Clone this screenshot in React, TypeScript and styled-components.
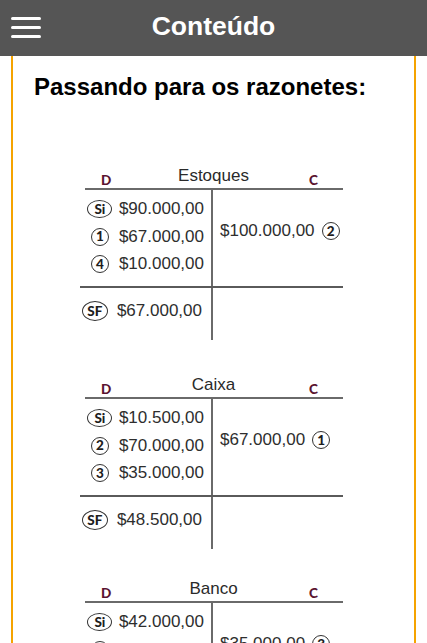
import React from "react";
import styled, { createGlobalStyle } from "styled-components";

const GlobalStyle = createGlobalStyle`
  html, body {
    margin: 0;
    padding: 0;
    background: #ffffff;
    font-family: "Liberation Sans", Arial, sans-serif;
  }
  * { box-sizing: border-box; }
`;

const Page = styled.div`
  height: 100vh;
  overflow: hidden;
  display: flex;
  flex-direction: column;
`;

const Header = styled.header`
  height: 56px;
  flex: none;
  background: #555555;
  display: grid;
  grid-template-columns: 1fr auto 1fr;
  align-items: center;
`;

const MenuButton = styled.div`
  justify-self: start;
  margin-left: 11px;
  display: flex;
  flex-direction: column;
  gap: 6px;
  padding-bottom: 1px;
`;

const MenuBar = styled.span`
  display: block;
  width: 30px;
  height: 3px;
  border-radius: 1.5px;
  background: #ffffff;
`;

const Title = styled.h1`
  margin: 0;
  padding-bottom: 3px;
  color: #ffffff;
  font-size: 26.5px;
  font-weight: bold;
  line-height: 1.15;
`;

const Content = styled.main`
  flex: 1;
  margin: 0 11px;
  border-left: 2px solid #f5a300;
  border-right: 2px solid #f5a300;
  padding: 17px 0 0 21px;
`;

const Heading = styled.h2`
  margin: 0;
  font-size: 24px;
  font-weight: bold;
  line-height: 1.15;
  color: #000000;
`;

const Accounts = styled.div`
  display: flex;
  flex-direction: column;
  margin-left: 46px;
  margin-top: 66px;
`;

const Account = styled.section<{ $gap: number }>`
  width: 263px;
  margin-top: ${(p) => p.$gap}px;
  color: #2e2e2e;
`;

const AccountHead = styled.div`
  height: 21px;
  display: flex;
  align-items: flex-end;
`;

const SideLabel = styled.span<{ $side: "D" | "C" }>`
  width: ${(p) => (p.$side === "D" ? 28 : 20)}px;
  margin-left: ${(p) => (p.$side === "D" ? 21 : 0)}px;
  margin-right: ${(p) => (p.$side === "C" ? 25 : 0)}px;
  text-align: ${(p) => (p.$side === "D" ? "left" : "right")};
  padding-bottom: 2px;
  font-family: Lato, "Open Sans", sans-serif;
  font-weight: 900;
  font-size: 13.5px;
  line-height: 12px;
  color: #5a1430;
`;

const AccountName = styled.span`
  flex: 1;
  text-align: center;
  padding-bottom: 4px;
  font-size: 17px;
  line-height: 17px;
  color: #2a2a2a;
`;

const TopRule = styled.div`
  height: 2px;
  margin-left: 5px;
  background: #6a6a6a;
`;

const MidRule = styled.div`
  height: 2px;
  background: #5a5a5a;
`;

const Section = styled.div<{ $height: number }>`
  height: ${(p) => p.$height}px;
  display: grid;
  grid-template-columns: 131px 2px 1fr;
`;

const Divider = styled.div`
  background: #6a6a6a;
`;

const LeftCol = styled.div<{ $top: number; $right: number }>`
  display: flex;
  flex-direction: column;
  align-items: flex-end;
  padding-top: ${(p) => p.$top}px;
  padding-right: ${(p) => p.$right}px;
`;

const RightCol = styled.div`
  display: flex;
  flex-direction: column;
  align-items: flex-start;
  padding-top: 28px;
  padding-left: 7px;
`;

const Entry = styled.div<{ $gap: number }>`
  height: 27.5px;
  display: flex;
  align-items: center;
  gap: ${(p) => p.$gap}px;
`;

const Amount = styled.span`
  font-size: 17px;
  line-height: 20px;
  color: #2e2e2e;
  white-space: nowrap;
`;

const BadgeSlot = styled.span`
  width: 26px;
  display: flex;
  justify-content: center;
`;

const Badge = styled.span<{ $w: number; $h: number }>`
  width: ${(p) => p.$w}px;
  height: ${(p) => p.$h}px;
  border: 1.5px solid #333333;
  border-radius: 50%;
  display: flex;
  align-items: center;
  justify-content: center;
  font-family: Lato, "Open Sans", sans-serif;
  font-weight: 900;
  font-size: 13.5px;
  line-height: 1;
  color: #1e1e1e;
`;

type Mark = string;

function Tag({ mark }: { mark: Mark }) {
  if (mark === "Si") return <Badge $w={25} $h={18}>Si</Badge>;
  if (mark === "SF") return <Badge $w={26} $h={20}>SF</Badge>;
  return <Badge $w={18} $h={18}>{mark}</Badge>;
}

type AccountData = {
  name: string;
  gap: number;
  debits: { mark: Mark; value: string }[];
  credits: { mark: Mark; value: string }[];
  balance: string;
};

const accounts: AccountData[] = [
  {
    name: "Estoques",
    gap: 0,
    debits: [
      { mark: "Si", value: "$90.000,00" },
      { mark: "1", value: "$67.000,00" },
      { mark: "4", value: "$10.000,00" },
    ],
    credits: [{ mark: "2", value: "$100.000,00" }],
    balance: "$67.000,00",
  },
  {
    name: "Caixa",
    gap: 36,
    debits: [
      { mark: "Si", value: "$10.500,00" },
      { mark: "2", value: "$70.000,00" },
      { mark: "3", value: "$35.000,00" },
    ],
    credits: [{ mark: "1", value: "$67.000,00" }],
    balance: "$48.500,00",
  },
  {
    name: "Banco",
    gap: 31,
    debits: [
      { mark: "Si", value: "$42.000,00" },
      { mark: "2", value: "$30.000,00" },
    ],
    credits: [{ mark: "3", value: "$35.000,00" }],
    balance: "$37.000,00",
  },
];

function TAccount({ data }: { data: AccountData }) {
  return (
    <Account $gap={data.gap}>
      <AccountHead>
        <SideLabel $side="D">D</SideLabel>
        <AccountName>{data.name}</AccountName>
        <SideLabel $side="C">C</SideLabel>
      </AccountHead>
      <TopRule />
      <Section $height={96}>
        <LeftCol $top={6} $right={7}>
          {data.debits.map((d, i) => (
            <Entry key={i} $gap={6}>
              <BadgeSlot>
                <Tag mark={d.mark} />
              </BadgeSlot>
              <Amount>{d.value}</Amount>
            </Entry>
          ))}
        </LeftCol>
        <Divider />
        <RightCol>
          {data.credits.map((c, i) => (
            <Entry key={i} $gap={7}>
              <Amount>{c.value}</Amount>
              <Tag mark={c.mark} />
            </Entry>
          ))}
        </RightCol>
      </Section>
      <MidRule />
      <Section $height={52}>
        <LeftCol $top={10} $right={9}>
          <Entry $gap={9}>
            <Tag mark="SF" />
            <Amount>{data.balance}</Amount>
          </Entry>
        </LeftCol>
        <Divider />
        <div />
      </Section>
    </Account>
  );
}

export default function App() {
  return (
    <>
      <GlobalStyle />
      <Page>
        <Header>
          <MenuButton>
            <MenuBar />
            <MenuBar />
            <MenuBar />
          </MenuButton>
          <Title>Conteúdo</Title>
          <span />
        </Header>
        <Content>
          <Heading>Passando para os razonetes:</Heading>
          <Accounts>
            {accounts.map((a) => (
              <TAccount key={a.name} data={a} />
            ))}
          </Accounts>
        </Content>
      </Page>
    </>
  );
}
--
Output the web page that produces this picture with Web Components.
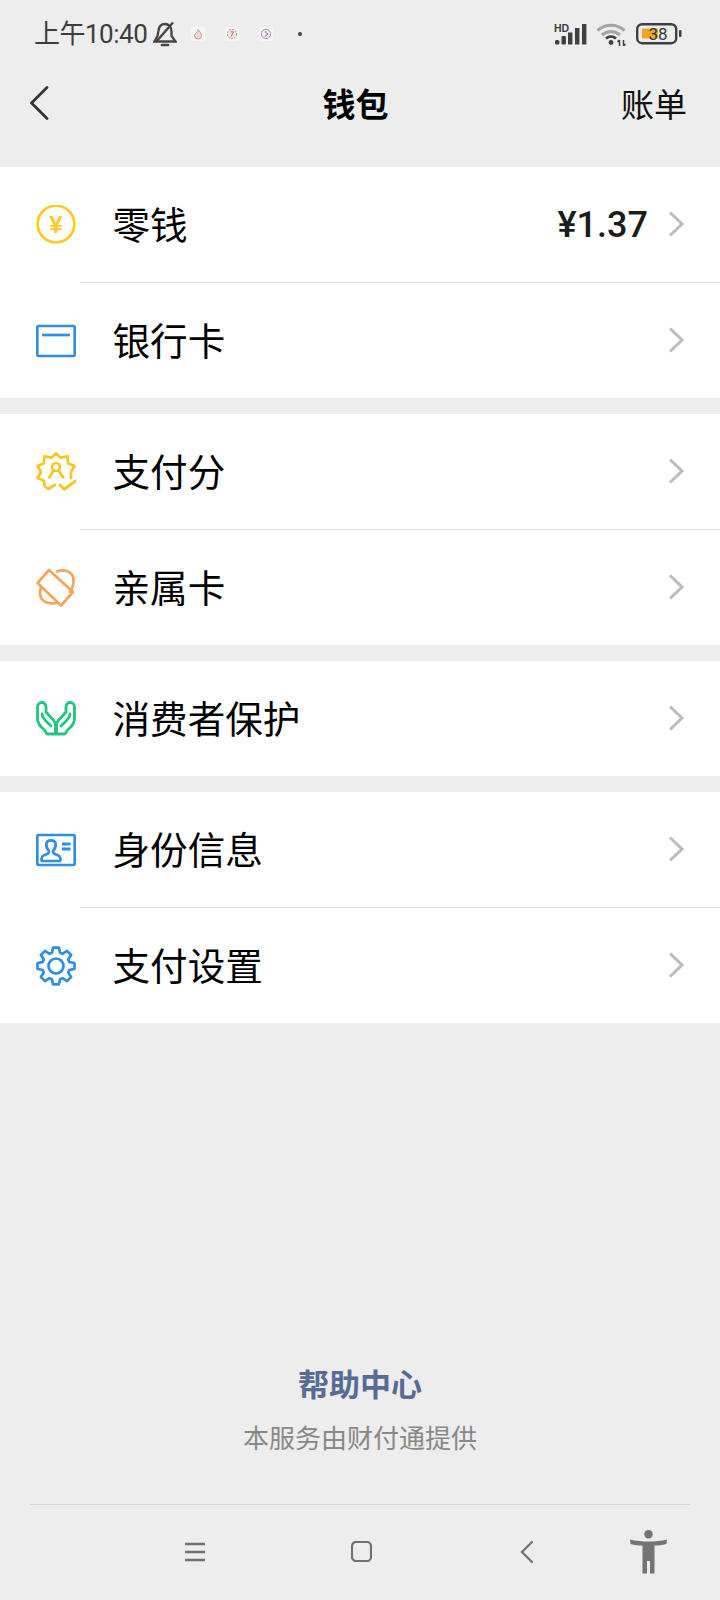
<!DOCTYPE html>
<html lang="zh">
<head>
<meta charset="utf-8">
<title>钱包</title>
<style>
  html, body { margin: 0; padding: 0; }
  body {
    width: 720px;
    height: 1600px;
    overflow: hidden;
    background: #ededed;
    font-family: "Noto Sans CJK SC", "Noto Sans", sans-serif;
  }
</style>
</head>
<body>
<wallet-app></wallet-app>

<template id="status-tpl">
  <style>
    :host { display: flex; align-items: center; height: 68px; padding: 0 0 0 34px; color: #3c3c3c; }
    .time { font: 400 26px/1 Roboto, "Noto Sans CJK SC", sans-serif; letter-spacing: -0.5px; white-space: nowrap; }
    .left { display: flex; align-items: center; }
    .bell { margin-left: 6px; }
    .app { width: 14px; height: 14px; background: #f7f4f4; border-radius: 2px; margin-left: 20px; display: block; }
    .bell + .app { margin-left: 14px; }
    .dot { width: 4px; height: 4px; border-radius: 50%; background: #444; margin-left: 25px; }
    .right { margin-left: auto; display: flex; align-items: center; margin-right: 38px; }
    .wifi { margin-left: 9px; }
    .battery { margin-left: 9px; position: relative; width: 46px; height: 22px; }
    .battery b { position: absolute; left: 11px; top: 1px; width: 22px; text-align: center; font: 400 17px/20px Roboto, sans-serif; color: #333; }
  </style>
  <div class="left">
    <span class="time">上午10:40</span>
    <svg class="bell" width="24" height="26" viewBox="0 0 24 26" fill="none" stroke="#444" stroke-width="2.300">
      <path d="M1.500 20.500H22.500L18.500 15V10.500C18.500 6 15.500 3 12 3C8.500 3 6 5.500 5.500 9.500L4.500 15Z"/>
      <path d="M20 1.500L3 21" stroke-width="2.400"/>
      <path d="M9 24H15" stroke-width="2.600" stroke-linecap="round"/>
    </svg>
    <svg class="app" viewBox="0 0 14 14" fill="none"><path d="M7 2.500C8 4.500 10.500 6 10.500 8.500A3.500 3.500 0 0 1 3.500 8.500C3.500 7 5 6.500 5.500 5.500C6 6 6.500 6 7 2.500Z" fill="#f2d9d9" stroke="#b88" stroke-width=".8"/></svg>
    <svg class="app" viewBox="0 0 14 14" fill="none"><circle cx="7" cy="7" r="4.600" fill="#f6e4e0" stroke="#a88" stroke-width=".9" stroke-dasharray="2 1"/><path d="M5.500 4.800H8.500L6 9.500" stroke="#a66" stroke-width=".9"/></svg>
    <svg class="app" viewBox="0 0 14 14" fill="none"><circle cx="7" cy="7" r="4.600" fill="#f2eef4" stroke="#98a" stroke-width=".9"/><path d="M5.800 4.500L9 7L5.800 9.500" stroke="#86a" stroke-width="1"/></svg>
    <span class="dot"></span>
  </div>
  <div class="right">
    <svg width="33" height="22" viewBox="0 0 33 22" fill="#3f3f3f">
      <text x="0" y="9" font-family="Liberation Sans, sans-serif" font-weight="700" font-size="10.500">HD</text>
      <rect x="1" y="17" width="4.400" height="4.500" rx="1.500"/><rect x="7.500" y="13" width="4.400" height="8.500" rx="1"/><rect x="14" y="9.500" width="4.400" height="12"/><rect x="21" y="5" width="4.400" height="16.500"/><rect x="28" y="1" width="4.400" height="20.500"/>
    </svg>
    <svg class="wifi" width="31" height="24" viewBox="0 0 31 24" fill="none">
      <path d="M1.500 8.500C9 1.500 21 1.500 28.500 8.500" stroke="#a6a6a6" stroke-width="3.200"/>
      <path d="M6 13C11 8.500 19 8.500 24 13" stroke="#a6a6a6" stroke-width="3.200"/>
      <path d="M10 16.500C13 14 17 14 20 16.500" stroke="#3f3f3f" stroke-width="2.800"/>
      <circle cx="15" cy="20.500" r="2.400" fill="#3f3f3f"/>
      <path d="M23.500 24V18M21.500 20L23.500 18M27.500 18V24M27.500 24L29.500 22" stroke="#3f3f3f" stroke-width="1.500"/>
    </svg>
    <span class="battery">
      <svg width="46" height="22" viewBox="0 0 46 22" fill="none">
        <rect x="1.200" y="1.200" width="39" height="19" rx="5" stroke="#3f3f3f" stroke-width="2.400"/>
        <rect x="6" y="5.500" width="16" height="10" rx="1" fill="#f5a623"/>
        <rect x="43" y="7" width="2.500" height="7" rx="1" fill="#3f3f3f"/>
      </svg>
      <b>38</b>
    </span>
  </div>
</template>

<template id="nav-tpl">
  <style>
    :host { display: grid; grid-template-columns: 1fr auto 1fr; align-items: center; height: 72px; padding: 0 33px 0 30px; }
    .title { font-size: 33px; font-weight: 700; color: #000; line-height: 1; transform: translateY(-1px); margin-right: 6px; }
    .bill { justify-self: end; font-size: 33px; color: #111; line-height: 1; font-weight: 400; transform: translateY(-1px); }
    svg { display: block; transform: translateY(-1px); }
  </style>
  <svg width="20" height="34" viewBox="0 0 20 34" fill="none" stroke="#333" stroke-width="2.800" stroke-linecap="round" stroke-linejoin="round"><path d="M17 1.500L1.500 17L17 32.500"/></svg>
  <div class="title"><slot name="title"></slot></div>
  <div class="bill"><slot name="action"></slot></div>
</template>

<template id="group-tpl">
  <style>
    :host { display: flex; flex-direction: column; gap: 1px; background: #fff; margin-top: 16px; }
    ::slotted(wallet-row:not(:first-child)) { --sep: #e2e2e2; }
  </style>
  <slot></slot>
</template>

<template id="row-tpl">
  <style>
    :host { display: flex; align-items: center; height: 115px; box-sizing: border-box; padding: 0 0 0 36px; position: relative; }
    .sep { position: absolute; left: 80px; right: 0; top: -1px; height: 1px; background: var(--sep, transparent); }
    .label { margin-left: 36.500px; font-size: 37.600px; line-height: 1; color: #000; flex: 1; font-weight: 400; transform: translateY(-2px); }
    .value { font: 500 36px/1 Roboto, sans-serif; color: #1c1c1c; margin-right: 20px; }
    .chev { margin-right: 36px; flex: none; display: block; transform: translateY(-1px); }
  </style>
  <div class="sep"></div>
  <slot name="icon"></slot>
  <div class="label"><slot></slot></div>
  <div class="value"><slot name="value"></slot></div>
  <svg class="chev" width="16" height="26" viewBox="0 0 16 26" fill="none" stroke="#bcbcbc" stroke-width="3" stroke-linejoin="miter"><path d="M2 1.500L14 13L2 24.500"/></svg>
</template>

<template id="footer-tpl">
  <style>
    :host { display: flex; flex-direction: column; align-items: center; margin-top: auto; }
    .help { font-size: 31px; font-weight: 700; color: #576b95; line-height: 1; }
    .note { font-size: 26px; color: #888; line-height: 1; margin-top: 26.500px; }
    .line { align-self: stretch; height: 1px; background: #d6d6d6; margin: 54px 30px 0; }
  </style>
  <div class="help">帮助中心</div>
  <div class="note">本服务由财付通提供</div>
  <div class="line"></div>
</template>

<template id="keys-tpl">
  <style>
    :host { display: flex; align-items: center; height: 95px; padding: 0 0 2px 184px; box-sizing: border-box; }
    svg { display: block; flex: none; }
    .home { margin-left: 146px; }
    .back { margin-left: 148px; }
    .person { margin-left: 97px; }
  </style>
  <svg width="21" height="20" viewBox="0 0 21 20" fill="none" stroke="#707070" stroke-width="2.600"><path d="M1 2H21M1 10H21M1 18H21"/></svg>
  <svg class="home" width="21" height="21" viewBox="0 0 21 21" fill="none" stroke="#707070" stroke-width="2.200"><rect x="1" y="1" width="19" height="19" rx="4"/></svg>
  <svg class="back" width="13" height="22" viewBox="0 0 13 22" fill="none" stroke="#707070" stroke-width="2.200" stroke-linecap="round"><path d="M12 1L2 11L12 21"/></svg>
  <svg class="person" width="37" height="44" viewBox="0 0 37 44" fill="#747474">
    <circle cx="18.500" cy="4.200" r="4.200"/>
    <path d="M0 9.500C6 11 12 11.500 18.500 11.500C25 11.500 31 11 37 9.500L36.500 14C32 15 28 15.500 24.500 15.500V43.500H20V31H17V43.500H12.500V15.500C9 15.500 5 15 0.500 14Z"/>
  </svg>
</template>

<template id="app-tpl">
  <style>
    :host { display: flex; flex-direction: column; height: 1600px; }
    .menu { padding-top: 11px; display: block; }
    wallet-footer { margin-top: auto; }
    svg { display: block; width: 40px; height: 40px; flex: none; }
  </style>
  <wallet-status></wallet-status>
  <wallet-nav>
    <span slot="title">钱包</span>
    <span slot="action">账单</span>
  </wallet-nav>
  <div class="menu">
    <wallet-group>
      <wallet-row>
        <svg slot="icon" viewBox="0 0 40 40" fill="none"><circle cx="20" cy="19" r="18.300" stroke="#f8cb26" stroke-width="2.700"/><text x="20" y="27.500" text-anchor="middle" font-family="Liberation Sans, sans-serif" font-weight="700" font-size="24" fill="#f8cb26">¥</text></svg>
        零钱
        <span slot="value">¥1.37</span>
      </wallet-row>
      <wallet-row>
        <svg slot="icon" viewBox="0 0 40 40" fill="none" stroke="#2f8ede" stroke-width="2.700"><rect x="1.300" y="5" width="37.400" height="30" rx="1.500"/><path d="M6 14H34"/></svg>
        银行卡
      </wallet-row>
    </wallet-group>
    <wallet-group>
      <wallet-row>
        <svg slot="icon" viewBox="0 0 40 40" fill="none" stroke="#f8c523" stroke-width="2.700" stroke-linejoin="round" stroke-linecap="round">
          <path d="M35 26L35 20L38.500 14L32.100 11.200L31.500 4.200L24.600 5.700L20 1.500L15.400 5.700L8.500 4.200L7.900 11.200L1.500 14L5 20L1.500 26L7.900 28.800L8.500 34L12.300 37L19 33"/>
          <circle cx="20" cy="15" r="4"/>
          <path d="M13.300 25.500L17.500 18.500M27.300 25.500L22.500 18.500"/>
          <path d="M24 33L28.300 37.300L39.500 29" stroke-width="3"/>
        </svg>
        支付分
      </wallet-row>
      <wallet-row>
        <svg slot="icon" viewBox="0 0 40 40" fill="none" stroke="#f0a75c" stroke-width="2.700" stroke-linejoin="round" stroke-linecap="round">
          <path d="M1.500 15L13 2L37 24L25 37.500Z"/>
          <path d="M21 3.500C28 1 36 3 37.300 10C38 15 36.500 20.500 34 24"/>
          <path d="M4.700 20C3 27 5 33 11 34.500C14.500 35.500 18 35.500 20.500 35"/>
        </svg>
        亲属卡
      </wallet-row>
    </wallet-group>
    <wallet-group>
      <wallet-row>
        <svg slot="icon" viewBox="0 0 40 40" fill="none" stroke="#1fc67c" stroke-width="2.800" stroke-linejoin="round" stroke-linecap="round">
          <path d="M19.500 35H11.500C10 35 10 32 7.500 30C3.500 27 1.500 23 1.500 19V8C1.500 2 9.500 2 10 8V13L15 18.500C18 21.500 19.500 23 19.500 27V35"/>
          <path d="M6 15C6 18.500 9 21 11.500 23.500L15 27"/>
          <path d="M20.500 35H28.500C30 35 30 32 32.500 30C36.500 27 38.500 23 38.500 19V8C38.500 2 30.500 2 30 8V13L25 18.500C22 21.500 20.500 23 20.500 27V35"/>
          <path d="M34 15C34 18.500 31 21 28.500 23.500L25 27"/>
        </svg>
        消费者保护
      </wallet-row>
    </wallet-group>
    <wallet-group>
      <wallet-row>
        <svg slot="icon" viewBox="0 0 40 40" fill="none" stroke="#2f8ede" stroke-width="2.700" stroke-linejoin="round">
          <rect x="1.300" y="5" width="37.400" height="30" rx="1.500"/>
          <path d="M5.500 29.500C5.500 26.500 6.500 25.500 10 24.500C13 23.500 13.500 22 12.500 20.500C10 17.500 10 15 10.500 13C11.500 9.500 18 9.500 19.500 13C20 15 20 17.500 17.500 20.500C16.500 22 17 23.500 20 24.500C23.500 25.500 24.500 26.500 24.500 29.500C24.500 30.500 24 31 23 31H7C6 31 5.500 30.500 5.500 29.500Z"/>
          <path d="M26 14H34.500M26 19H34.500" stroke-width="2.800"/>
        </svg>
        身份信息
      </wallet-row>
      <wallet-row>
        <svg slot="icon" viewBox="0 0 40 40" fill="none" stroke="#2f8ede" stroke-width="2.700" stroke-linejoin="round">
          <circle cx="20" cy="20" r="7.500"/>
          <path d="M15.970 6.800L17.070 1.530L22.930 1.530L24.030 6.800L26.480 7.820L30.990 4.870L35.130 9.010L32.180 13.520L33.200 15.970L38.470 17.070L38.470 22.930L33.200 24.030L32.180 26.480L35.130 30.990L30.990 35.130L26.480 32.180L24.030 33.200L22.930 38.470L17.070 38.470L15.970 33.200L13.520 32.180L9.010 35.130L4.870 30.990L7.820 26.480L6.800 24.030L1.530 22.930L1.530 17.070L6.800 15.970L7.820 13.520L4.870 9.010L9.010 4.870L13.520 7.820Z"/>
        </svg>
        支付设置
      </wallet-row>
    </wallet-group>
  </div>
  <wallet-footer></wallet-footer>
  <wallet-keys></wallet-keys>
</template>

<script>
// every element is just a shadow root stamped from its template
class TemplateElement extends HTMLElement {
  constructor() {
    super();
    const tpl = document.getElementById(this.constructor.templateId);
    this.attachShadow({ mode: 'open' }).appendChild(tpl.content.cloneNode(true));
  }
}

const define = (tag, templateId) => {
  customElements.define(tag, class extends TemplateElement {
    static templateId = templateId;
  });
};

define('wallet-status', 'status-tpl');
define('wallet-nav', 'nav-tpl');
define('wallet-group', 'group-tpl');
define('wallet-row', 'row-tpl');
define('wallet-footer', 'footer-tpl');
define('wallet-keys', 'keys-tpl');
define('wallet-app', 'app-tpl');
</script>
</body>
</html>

§ EXERCISE INSTRUCTIONS
Above this task is a listing with pictures in it. Retype only the lines from the one containing "Output the web" through the one containing "<wallet-app></wallet-app>", both included, and not the pictures.

§ FULL SOLUTION
Output the web page that produces this picture with Web Components.
<!DOCTYPE html>
<html lang="zh">
<head>
<meta charset="utf-8">
<title>钱包</title>
<style>
  html, body { margin: 0; padding: 0; }
  body {
    width: 720px;
    height: 1600px;
    overflow: hidden;
    background: #ededed;
    font-family: "Noto Sans CJK SC", "Noto Sans", sans-serif;
  }
</style>
</head>
<body>
<wallet-app></wallet-app>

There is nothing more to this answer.